When using numerical simulation software, the question “Which mesh is the most suitable for object discretization?” often arises. The same geometry can actually be discretized with a coarse or fine grid mesh, which of course affects the accuracy and speed of numerical computation.
Experts in the field of numerical simulation have analyzed computational meshes created in Frost 3D Universal; a 1-km model of an oil pipeline on permafrost serving as the example. It should be noted that the pipeline geometry ‘bends’ through both the Z and Y planes and some pipeline sections penetrate ice layers. Dimensions of created 3D model: length – 1000 m, width – 50 m, depth – 55 m, diameter – 1.2 m. A thin ice layer under the pipeline at the end of a rectangular area is the main feature of our example. The computational domain was discretized with varying quantity of cells in different versions of Frost 3D Universal , with the results shown below.
Pipeline model in 3D
Computational mesh: 1.8 million cells
• Thin ice layer (in blue) under the pipeline was almost lost during computational mesh creation.
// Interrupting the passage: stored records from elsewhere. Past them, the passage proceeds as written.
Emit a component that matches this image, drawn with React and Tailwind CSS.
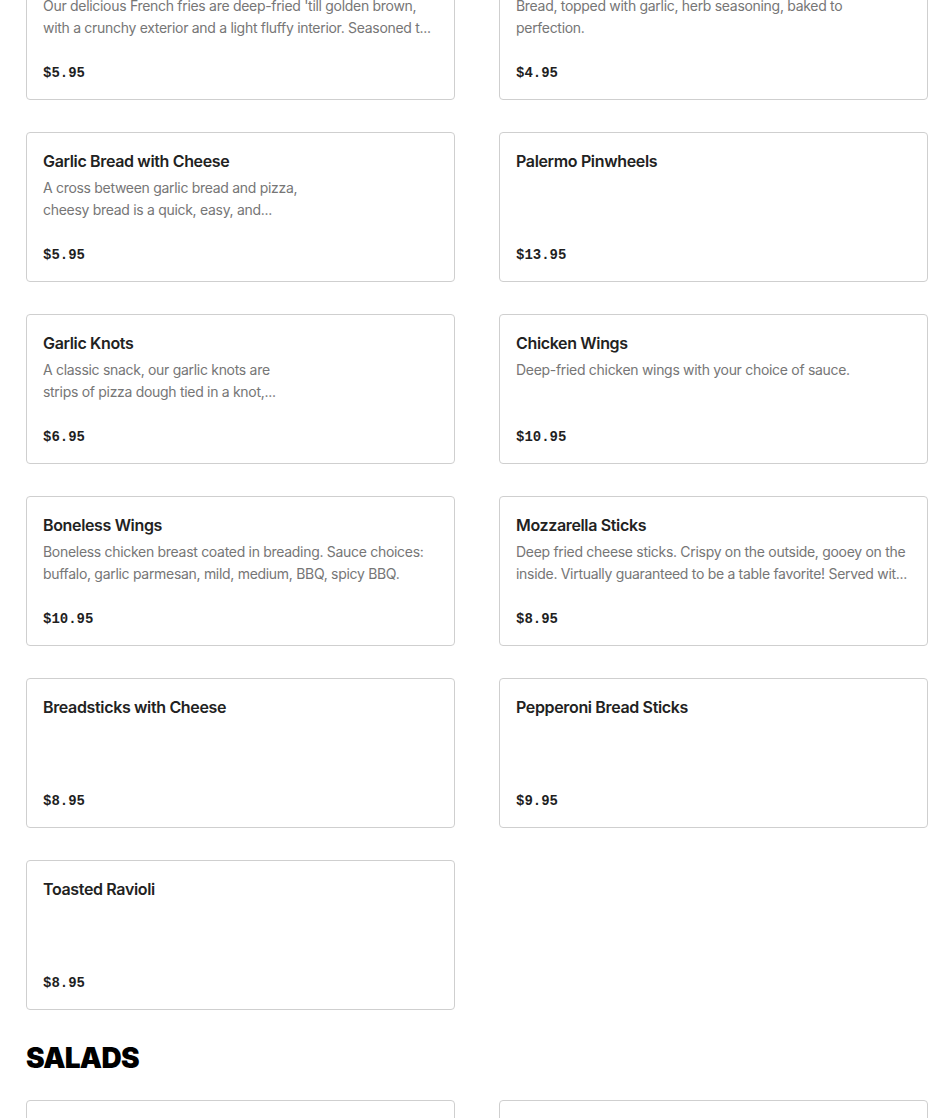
import React from "react"

const appetizers = [
    {
        name: "French Fries",
        lines: [
            "Our delicious French fries are deep-fried 'till golden brown,",
            "with a crunchy exterior and a light fluffy interior. Seasoned t...",
        ],
        price: "$5.95",
    },
    {
        name: "Garlic Bread",
        lines: ["Bread, topped with garlic, herb seasoning, baked to", "perfection."],
        price: "$4.95",
    },
    {
        name: "Garlic Bread with Cheese",
        lines: ["A cross between garlic bread and pizza,", "cheesy bread is a quick, easy, and..."],
        price: "$5.95",
    },
    { name: "Palermo Pinwheels", lines: [], price: "$13.95" },
    {
        name: "Garlic Knots",
        lines: ["A classic snack, our garlic knots are", "strips of pizza dough tied in a knot,..."],
        price: "$6.95",
    },
    {
        name: "Chicken Wings",
        lines: ["Deep-fried chicken wings with your choice of sauce."],
        price: "$10.95",
    },
    {
        name: "Boneless Wings",
        lines: [
            "Boneless chicken breast coated in breading. Sauce choices:",
            "buffalo, garlic parmesan, mild, medium, BBQ, spicy BBQ.",
        ],
        price: "$10.95",
    },
    {
        name: "Mozzarella Sticks",
        lines: [
            "Deep fried cheese sticks. Crispy on the outside, gooey on the",
            "inside. Virtually guaranteed to be a table favorite! Served wit...",
        ],
        price: "$8.95",
    },
    { name: "Breadsticks with Cheese", lines: [], price: "$8.95" },
    { name: "Pepperoni Bread Sticks", lines: [], price: "$9.95" },
    { name: "Toasted Ravioli", lines: [], price: "$8.95" },
]

function MenuCard({ item, faded }) {
    return (
        <div className="h-[150px] rounded border border-[#cfcfcf] bg-white px-4 pt-4">
            <h3 className={`text-[16px] font-semibold leading-6 tracking-[-0.35px] ${faded ? "text-[#e6e6e6]" : "text-[#222222]"}`}>
                {item.name}
            </h3>
            <div className="mt-1 h-[44px] text-[14px] leading-[22px] tracking-[-0.3px] text-[#767676]">
                {item.lines.map((line, i) => (
                    <p key={i} className="overflow-hidden whitespace-nowrap">
                        {line}
                    </p>
                ))}
            </div>
            <div className="mt-[24px] font-['Liberation_Mono',monospace] text-[14px] font-bold leading-5 text-[#1f1f1f]">
                {item.price}
            </div>
        </div>
    )
}

export default function App() {
    return (
        <div className="min-h-screen overflow-hidden bg-white font-['Inter',sans-serif]">
            <div className="-mt-[50px] ml-[26px] w-[902px]">
                <div className="grid grid-cols-2 gap-x-[44px] gap-y-[32px]">
                    {appetizers.map((item) => (
                        <MenuCard key={item.name} item={item} />
                    ))}
                </div>

                <h2 className="mt-[30px] text-[28px] font-black leading-[36px] tracking-tight text-black">
                    SALADS
                </h2>

                <div className="mt-[24px] grid grid-cols-2 gap-x-[44px] gap-y-[32px]">
                    <MenuCard item={{ name: "Side Salad", lines: [], price: "" }} faded />
                    <MenuCard item={{ name: "Garden Salad", lines: [], price: "" }} faded />
                </div>
            </div>
        </div>
    )
}
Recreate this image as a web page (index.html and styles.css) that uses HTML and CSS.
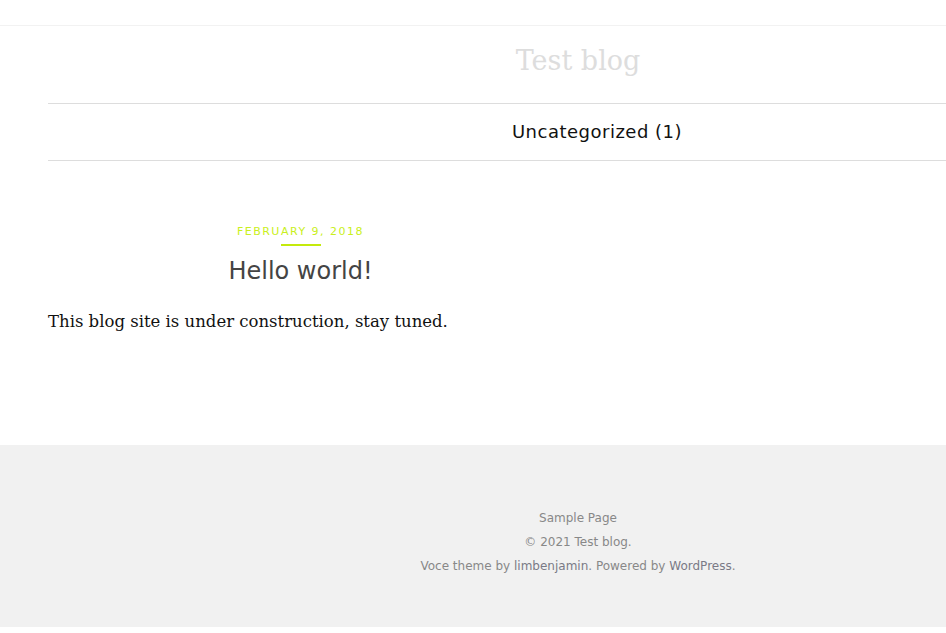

• The 4-m cell size is inappropriate for Stefan problem solving.
• The boundary between thawed and frozen ground was computed with a high degree of inaccuracy; for correct simulation, this model should be discretized with a fine mesh.
Computational mesh: 4.95 million cells
Computational mesh: 19.2 million cells
Program version: multi-core CPU. Zoom of ice layers
• A 4x increase in the number of cells reduces the maximum cell size up to 1 meter and increases computational mesh accuracy.
• Such increase reduces the inaccuracy of thin ice layer discretization.
• More accurate thermal field computation (near pipe bends in Y axes) is possible with significant mesh refinement.
Computational mesh: 54.7 million cells
Program version: multi-core GPU. Zoom of ice layers
• High-resolution of model discretization includes all object geometry (pipeline and thin ice layer).
• The small cell size allows accurate determination of the boundary of phase transition.
• Minimal cell sizes near areas with maximal temperature gradients allow rapid temperature change approximation.
• Negligible inaccuracy of numerical computation via discretization is achieved.
Hence, Frost 3D Universal multicore CPU and GPU versions are the most suitable for qualitative discretization of large computation areas with small elements. Our example involved a thin ice layer, but the same is true for thermal insulation of foundations, borehole thermocases, and similar design elements which significantly impact computation.